Obama's soak-the-rich plan to pay for amazing promises simply isn't going to work, because it's merely a redistribution ploy. To give all Americans equal access to health care and education, this country will need additional wealth, not a shell game involving the wealth we already have.
The Federal Reserve can print more money, but that's not prosperity. Money only represents the wealth of an economy, and the more money that's printed, the less a dollar is worth. Ask anyone familiar with the Weimar Republic in Germany after World War I.
Wealth and prosperity are in the form of goods and services, such as doctors, nurses and hospitals - aka "health care." Economic health results from humans finding ways to better the common good by trading in intellect and the constructive manipulation of otherwise useless resources.
Innovation, production and supplies of goods and services flourish most when the overall tax burden is low. Shifting the burden produces nothing long term.

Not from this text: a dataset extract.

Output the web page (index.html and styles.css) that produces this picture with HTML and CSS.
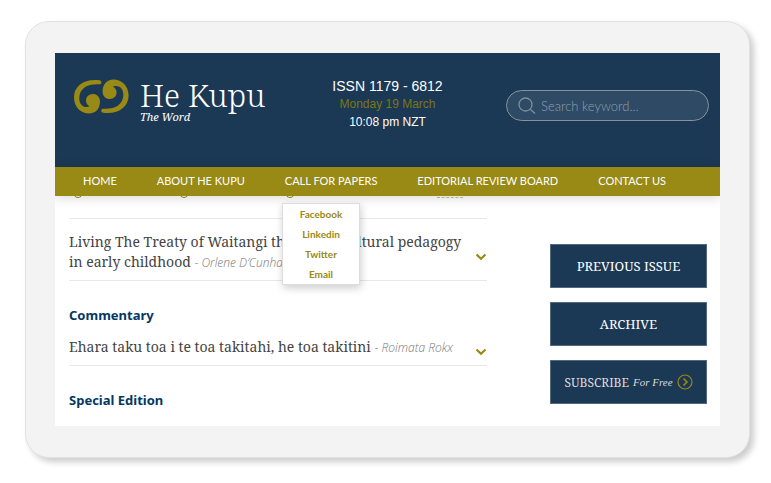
FILE: index.html
```html
<!DOCTYPE html>
<html lang="en">
<head>
    <meta charset="UTF-8">
    <meta name="viewport" content="width=device-width, initial-scale=1.0">
    <title>He Kupu - The Word</title>
    <link rel="stylesheet" href="styles.css">
</head>
<body>
    <div class="tablet">
        <div class="screen">
            <header class="header">
                <a class="logo" href="#">
                    <svg class="logo-mark" viewBox="0 0 56 36" width="56" height="36">
                        <path id="curl" d="M25.5 1.3 C10 -0.5 0 7 0 18.5 C0 29 8 34.5 15 34.5 C22 34.5 26 29.5 26 22.5 C26 17.5 22.5 15 19 15 C14.5 15 12 18 12 21.5 C12 24.5 13.5 26 15.5 27.5 C9 29.5 5 25 5.3 18.5 C5.8 9 14 4.6 25.5 5.3 C28 5 28 1.8 25.5 1.3 Z" fill="#998915"/>
                        <use href="#curl" transform="rotate(180 27.3 17.5)"/>
                    </svg>
                    <span class="logo-text">
                        <span class="logo-title">He Kupu</span>
                        <span class="logo-tagline">The Word</span>
                    </span>
                </a>
                <div class="issue-info">
                    <div class="issn">ISSN 1179 - 6812</div>
                    <div class="date">Monday 19 March</div>
                    <div class="time">10:08 pm NZT</div>
                </div>
                <form class="search">
                    <svg viewBox="0 0 18 18" width="18" height="18" fill="none" stroke="#7d90a0" stroke-width="1.3">
                        <circle cx="7.5" cy="7.5" r="6.5"/>
                        <path d="M12.2 12.2 L17 16.5"/>
                    </svg>
                    <input type="text" class="search-input" placeholder="Search keyword..." aria-label="Search keyword">
                </form>
            </header>
            <nav class="nav">
                <a href="#">HOME</a>
                <a href="#">ABOUT HE KUPU</a>
                <a href="#">CALL FOR PAPERS</a>
                <a href="#">EDITORIAL REVIEW BOARD</a>
                <a href="#">CONTACT US</a>
            </nav>
            <main class="main">
                <div class="articles">
                    <!-- Bottom of the share row, scrolled under the nav -->
                    <div class="share-row">
                        <i class="ring"></i>
                        <i class="ring"></i>
                        <i class="ring"></i>
                        <i class="dots"></i>
                    </div>
                    <article class="article">
                        <p class="article-title">Living The Treaty of Waitangi through bicultural pedagogy<br>in early childhood <span class="author">- <em>Orlene D’Cunha</em></span></p>
                        <button class="toggle" aria-label="Show abstract">
                            <svg viewBox="0 0 12 8" width="12" height="8"><path d="M1.5 1.5 L6 5.8 L10.5 1.5" fill="none" stroke="#998915" stroke-width="2.2"/></svg>
                        </button>
                        <div class="share-menu">
                            <a href="#">Facebook</a>
                            <a href="#">Linkedin</a>
                            <a href="#">Twitter</a>
                            <a href="#">Email</a>
                        </div>
                    </article>
                    <h2 class="section-title">Commentary</h2>
                    <article class="article">
                        <p class="article-title">Ehara taku toa i te toa takitahi, he toa takitini <span class="author">- <em>Roimata Rokx</em></span></p>
                        <button class="toggle" aria-label="Show abstract">
                            <svg viewBox="0 0 12 8" width="12" height="8"><path d="M1.5 1.5 L6 5.8 L10.5 1.5" fill="none" stroke="#998915" stroke-width="2.2"/></svg>
                        </button>
                    </article>
                    <h2 class="section-title">Special Edition</h2>
                </div>
                <aside class="sidebar">
                    <button class="side-button">PREVIOUS ISSUE</button>
                    <button class="side-button">ARCHIVE</button>
                    <button class="side-button subscribe">
                        <span>SUBSCRIBE</span>
                        <em>For Free</em>
                        <svg viewBox="0 0 16 16" width="16" height="16" fill="none" stroke="#998915">
                            <circle cx="8" cy="8" r="7" stroke-width="1.2"/>
                            <path d="M6.5 4.5 L10 8 L6.5 11.5" stroke-width="1.6"/>
                        </svg>
                    </button>
                </aside>
            </main>
        </div>
    </div>
</body>
</html>
```

FILE: styles.css
```css
* {
    box-sizing: border-box;
}

body {
    margin: 0;
    padding: 21px 21px 24px 25px;
    background-color: #fff;
    font-family: "Open Sans", sans-serif;
}

.tablet {
    padding: 31px 29px;
    background-color: #f3f3f3;
    border: 1px solid #e2e2e2;
    border-radius: 24px;
    box-shadow: 4px 4px 6px rgba(0, 0, 0, 0.2);
}

.screen {
    background-color: #fff;
    overflow: hidden;
}

.header {
    display: grid;
    grid-template-columns: 1fr auto 1fr;
    align-items: start;
    padding: 24px 11px 0;
    height: 114px;
    background-color: #1b3855;
    color: #fff;
}

.logo {
    display: flex;
    gap: 10px;
    padding-left: 8px;
    color: #fff;
    text-decoration: none;
}

.logo-mark {
    margin-top: 2px;
}

.logo-text {
    display: flex;
    flex-direction: column;
    padding-top: 2px;
    font-family: "Noto Serif", "Liberation Serif", serif;
}

.logo-title {
    font-size: 31px;
    font-weight: 300;
    line-height: 32px;
    white-space: nowrap;
}

.logo-tagline {
    font-size: 11px;
    line-height: 12px;
    font-style: italic;
}

.issue-info {
    font-family: "Liberation Sans", sans-serif;
    text-align: center;
    line-height: 18px;
}

.issn {
    font-size: 14px;
}

.date {
    font-size: 12px;
    color: #7b7712;
}

.time {
    font-size: 12px;
}

.search {
    display: flex;
    align-items: center;
    justify-self: end;
    gap: 5px;
    width: 203px;
    height: 31px;
    margin-top: 13px;
    padding: 0 11px;
    background-color: #2e4a64;
    border: 1px solid #8592a0;
    border-radius: 16px;
}

.search-input {
    flex: 1;
    min-width: 0;
    padding: 0;
    border: none;
    outline: none;
    background: none;
    color: #fff;
    font-family: Lato, sans-serif;
    font-size: 13px;
    font-weight: 300;
}

.search-input::placeholder {
    color: #8fa0b0;
}

.nav {
    position: relative;
    display: flex;
    justify-content: space-between;
    padding: 0 54px 2px 28px;
    background-color: #998915;
    box-shadow: 0 2px 12px rgba(0, 0, 0, 0.15);
}

.nav a {
    color: #fff;
    font-family: Lato, sans-serif;
    font-size: 11px;
    line-height: 27px;
    text-decoration: none;
    white-space: nowrap;
}

.main {
    display: flex;
    justify-content: space-between;
    padding: 0 13px 16px 14px;
}

.articles {
    width: 418px;
}

.share-row {
    display: flex;
    align-items: flex-end;
    gap: 96px;
    height: 23px;
    padding: 0 24px 20px 4px;
    border-bottom: 1px solid #e8e8e8;
    overflow: hidden;
}

.ring {
    width: 10px;
    height: 10px;
    border: 1px solid #998915;
    border-radius: 50%;
}

.dots {
    width: 26px;
    margin-left: auto;
    border-bottom: 1px dashed #c9c188;
}

.article {
    position: relative;
    display: flex;
    justify-content: space-between;
    align-items: center;
    border-bottom: 1px solid #e8e8e8;
    padding: 13px 0 7px;
}

.article-title {
    margin: 0;
    color: #444;
    font-family: "Noto Serif", "DejaVu Serif Condensed", "DejaVu Serif", serif;
    font-size: 14px;
    line-height: 20px;
    white-space: nowrap;
}

.author {
    color: #777;
    font-family: "Open Sans", sans-serif;
    font-size: 12px;
    font-weight: 300;
}

.toggle {
    display: flex;
    padding: 8px 0 0;
    border: none;
    background: none;
    cursor: pointer;
}

.share-menu {
    position: absolute;
    top: -16px;
    left: 213px;
    display: flex;
    flex-direction: column;
    width: 78px;
    background-color: #fff;
    border: 1px solid #ddd;
    box-shadow: 1px 3px 8px rgba(0, 0, 0, 0.2);
}

.share-menu a {
    color: #998915;
    font-family: Lato, sans-serif;
    font-size: 10px;
    font-weight: bold;
    line-height: 20px;
    text-align: center;
    text-decoration: none;
}

.section-title {
    margin: 24px 0 0;
    color: #033863;
    font-family: "Noto Sans", sans-serif;
    font-size: 13px;
    line-height: 20px;
}

.section-title + .article {
    padding-top: 12px;
}

.sidebar {
    display: flex;
    flex-direction: column;
    gap: 14px;
    width: 157px;
    padding-top: 48px;
}

.side-button {
    height: 44px;
    padding: 0;
    border: 1px solid #53697f;
    background-color: #1b3855;
    color: #fff;
    font-family: "Noto Serif", "DejaVu Serif Condensed", "DejaVu Serif", serif;
    font-size: 13px;
    cursor: pointer;
}

.subscribe {
    display: flex;
    justify-content: center;
    align-items: center;
    gap: 4px;
    color: #ddd;
    font-size: 12px;
}

.subscribe em {
    font-family: "Liberation Serif", serif;
    font-size: 11px;
}
```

Today, we have a health care shortage that politicians refer to as a health care "crisis." It's presented as a crisis of the haves and the have-nots. The haves are insured, and the have-nots aren't. The haves visit doctors' offices or clinics when they're ill, the have-nots visit emergency rooms. Even the haves sometimes receive inadequate health care, because of the shortage of health care workers. Some can't find doctors taking new patients. Others wait weeks for appointments. Patients are released from hospitals much sooner than is safe.
Most Americans already consume health care, and we have more demand than supply. There's not enough wealth to go around, and costs are through the roof for the patients who pay.
Big fat books could be written about the causes of the health care shortage, but it mostly involves a climate of over-regulation by government and a third-party-payer system (employee health insurance) encouraged by the tax code. Government has made the business of providing health care less rewarding and profitable than it used to be, and that's one reason it's in diminishing supply.
Considering the genuine nature of the health care dilemma - a shortage - where does Obama get off promising equal access to health care for every American who lives? Just where is Obama going to come up with enough doctors, nurses, hospitals and clinics to give congressional-style health benefits to every American? And who's going to pay for this? The rich, Obama says. The rich, who will pass along the new tax burden as overhead, or lay off workers, or hunker down rather than invest in new ventures and more employees. Bad plan.
We must demand to know how Obama will do it, and soaking the rich doesn't count. He can soak the rich all he wants, and it's not going to magically mean health care for all because it won't produce wealth. It is smoke and mirrors, and a promise that defies economic reality.
A more realistic explanation would be something like this: "I'm the Messiah, and I can make it so." More realistic yet, Obama could promise to lower taxes, deregulate health care, and generally remove barriers that prevent the health care industry from creating more wealth in the form of doctors, nurses, hospitals and clinics. New taxes won't do a thing.